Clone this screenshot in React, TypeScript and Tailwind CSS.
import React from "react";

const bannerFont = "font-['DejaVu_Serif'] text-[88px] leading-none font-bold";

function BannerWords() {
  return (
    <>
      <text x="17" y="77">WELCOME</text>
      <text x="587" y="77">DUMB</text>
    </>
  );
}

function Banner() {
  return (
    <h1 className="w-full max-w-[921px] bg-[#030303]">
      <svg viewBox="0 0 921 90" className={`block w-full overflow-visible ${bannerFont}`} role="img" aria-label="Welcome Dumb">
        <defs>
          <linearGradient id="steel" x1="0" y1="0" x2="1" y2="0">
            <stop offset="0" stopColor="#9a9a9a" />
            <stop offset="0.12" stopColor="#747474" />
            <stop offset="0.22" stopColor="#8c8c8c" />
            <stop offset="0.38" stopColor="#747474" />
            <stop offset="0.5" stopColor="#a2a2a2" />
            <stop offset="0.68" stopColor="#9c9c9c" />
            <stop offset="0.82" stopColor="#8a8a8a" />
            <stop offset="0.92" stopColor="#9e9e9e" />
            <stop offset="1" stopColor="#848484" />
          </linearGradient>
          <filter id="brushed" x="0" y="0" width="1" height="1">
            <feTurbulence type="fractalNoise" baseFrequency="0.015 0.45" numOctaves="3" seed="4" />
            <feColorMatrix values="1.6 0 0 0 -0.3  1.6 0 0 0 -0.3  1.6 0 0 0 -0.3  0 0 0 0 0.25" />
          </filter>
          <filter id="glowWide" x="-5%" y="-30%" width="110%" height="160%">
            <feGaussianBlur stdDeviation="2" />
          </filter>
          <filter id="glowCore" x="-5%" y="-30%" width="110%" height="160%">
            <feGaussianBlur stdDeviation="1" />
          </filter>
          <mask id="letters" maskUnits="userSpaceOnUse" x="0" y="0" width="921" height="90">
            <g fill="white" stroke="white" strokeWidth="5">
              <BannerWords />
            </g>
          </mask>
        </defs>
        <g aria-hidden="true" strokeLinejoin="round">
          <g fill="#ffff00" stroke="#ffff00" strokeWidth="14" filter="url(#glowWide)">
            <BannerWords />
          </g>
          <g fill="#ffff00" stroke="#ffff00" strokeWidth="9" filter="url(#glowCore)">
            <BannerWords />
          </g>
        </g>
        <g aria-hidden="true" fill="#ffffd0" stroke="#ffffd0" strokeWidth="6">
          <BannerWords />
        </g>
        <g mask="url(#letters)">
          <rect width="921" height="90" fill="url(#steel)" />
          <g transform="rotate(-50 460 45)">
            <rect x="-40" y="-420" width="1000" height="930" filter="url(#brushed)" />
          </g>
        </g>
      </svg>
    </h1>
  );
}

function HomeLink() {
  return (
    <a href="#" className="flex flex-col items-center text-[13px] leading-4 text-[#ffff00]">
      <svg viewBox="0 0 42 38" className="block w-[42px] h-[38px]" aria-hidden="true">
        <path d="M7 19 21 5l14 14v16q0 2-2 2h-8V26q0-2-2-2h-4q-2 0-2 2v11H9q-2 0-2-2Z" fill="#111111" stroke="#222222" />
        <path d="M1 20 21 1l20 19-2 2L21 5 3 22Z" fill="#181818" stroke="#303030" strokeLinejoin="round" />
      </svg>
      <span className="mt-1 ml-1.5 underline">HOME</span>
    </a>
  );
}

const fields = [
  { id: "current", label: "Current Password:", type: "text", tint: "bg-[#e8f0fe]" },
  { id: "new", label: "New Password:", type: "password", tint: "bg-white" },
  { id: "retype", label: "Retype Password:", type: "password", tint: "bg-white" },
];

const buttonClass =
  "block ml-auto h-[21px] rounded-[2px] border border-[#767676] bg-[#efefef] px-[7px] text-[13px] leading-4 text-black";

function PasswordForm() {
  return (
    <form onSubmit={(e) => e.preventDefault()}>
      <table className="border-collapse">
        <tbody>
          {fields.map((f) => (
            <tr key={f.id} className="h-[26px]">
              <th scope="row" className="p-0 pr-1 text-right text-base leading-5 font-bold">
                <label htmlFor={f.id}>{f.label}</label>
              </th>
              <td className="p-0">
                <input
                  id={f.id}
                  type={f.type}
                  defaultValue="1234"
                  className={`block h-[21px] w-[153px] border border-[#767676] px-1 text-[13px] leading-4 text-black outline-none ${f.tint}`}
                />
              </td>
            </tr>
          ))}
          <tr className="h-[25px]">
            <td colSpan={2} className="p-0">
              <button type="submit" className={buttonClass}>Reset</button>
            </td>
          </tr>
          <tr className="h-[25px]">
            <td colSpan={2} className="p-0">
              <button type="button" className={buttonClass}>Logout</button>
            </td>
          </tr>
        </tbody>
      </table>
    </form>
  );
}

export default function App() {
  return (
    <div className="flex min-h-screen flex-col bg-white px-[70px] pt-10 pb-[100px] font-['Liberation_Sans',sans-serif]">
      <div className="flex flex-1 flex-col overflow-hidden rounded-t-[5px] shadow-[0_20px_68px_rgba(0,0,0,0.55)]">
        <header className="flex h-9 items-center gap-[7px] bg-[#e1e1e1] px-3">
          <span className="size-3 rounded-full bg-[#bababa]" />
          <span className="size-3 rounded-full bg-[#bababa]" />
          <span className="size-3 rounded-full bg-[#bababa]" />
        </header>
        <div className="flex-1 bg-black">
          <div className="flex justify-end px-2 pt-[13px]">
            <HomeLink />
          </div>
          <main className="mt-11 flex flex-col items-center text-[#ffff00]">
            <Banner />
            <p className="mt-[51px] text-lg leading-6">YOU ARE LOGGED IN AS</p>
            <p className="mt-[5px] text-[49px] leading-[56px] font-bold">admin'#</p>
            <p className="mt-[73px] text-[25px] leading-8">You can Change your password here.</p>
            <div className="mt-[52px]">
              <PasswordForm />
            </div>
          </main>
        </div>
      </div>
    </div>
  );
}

————————

=== TO BE DONE ===
Gather all lines with the string "React" from the data.

=== WRITTEN SOLUTION ===
Clone this screenshot in React, TypeScript and Tailwind CSS.
import React from "react";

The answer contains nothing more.